Such a conception of Sakti or Māyā is not incompatible with monism. In fact, later Advaitic practice admits Devi- upāsanā among its sadhanas. The mystic potency, being the wonderful mother who projects this variegated picture of the universe, is not only Illusion (Avidya) that beguiles one, but also, ultimately, Vidya or Spiritual Wisdom, as it is by Her grace that we get over Her and see the truth of Brahman. All Devipuranas like the Devi-bhagavata are advaitic; advaitic also is the school of Sakta philosophy expounded by the celebrated Bhaskararāya.

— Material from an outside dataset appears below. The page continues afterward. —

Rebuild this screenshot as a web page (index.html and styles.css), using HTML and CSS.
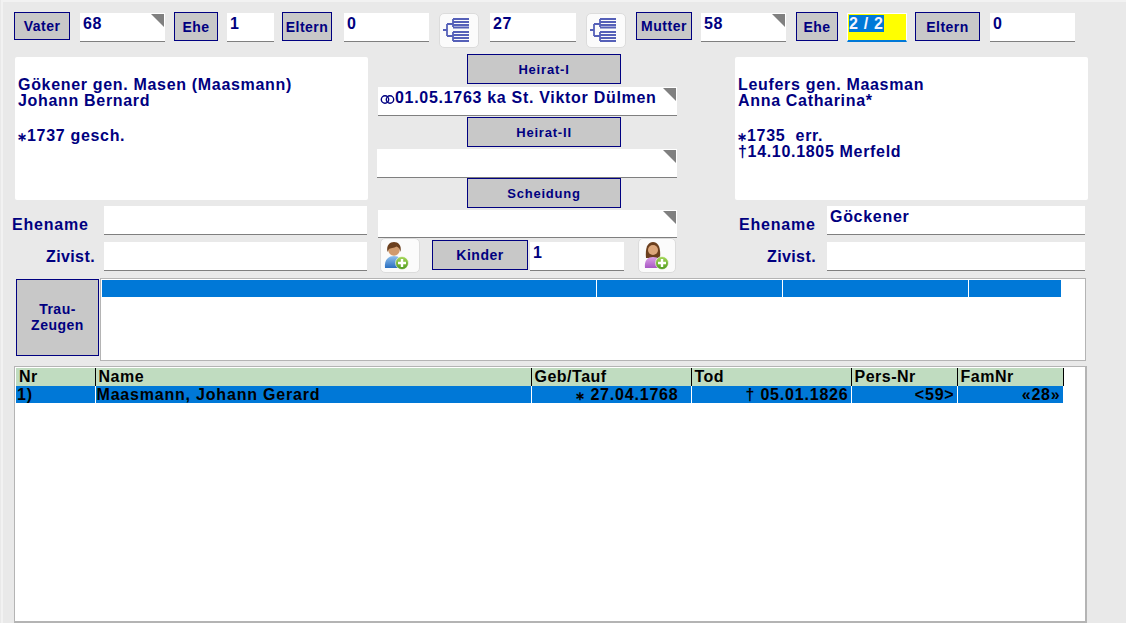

‘The Sakta tantra is a Sadhana-Sastra of monistic (Advaitavada) Vedanta’.

says Arthur Avalon in his Sakti and Sakta (Preface, first edition). Kashmir Saivism is also a monistic system of thought; one of its main characteristies is its eclectism and it assimilates the worship of Sakti and the philosophy of speech. The Mangala Sastra, one of its Agamas, says that the whole world is but the various Saktis of the one great God, who is the possessor of that Sakti. Abhinavagupta says:

The impartite knowledge itself, which has the reflection or the semblance of a three-phased division of the knower, the knowing and the known, is the mother of the universe; hence Maya is herself Vidya. (Paratrimśikä- vivarana, p. 53)


Taken from the Chapter titled “Mother Worship” from “Facets of the Vedas” by Dr. V. Raghavan

….to be continued.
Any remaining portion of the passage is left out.